Creating safe passage
The biggest threat to the Florida panther is the automobile. This article in The Atlantic is a compelling read. In order to allow passage, corridors must be thought-out in advance before the roads are built. Ideally, they must be dry areas that allow passage underneath the thoroughfare in rural areas. If we have managed to figure out structural dilemmas and created bridge designs that allowing sailboat passage, it would seem we could create an underpass for these animals as well.
But water is indeed a barrier in the state of Florida and structures are expensive. Low areas flood easily in a tropical climate, especially in summer, and intercoastal waterways stretch across the state in many areas, hampering south to north migration, which is needed.

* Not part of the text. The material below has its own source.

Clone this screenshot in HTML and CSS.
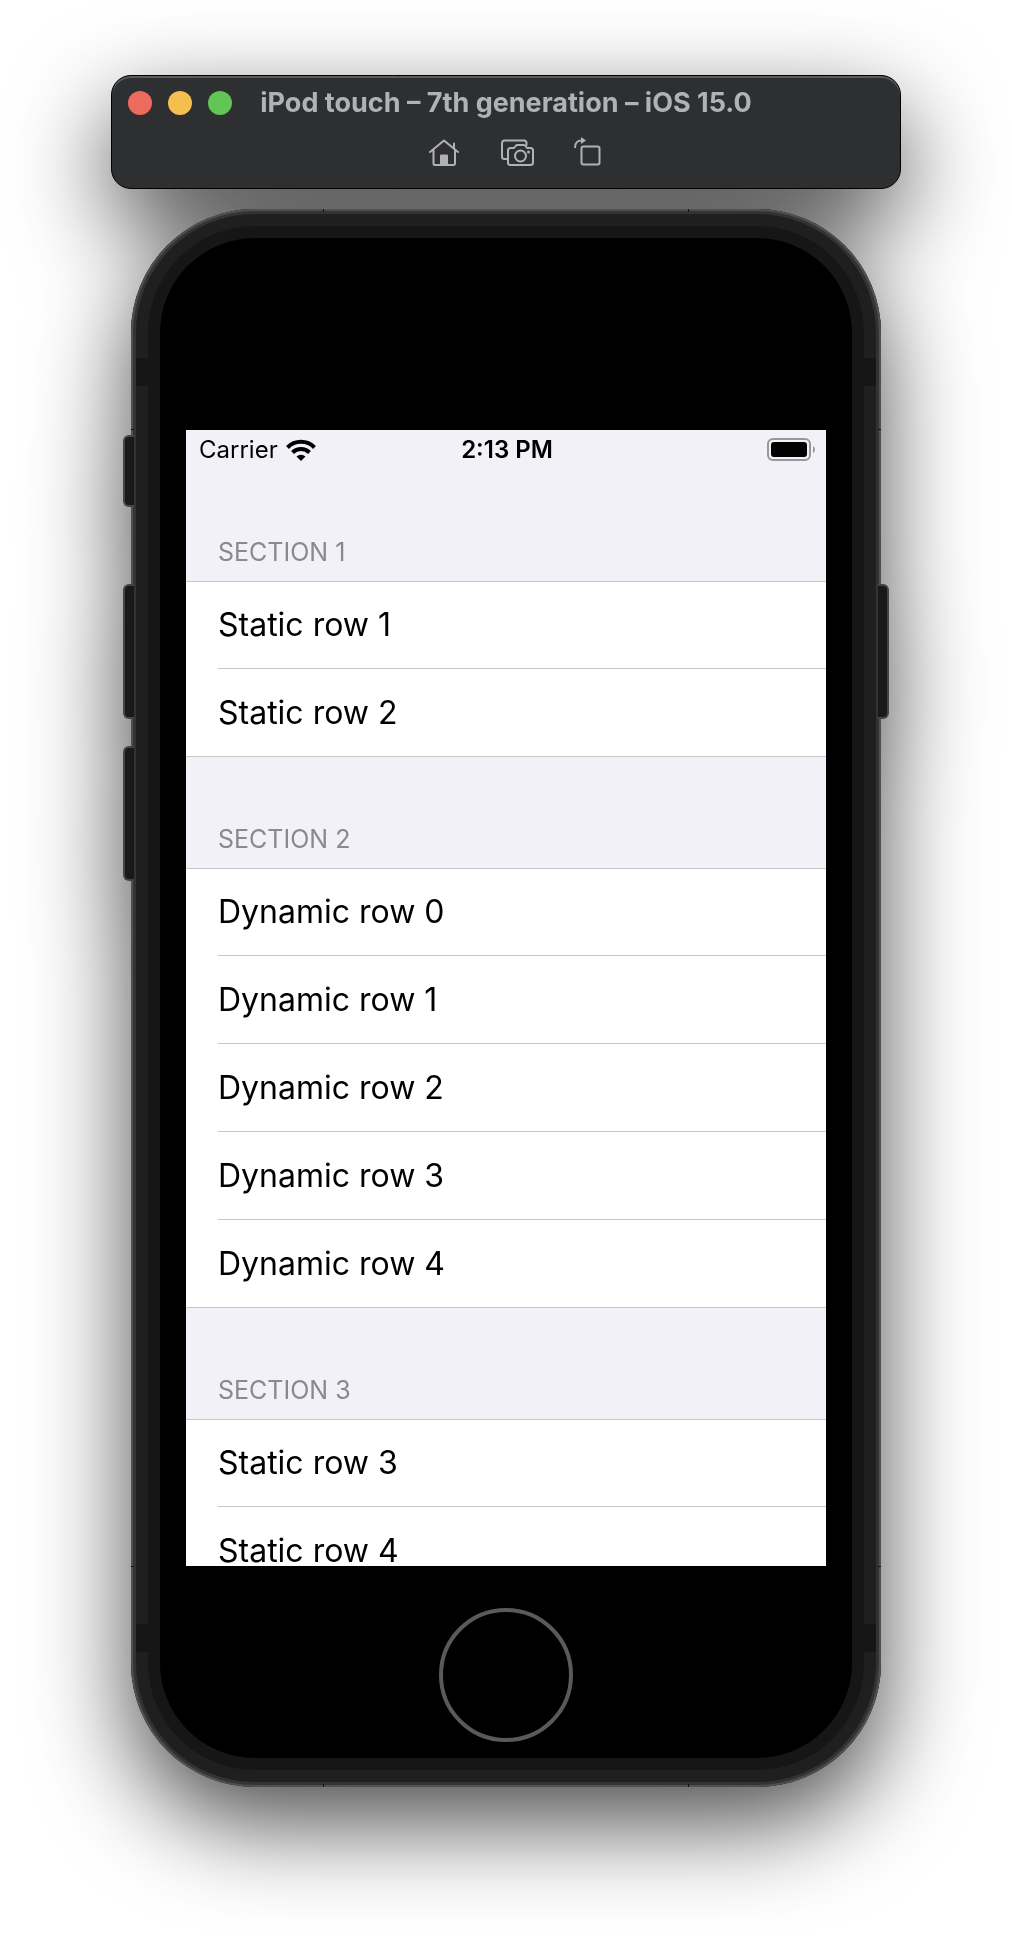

Saving safe passage for last, it would seem this is the most daunting task of all. Certainly, creating safe passage helps all earthbound animals move freely, but average drivers have to look out for the creatures in their periphery vision as well, often at 70 miles per hour on Interstate 75.
Recently developed technology used to avert automobile-pedestrian crashes certainly would also help here. If such motion sensing technology were applied to a wider angle, it would seem that it would also save the lives of impulsive children and distracted pedestrians, as well as domestic animals and wildlife.
One can attest to the visible sadness in the eyes of passersby when they come upon an accident resulting in the death of a panther. Those early to the collision have obvious distress on their faces when they see the dead animal at the side of the road. Honestly, it’s the same look when it’s a person.
Your author has seen both circumstances and it is indeed sad. There is no doubt people would be willing to make changes to accommodate these creatures. It simply has to be creative and methodical. They are worth it.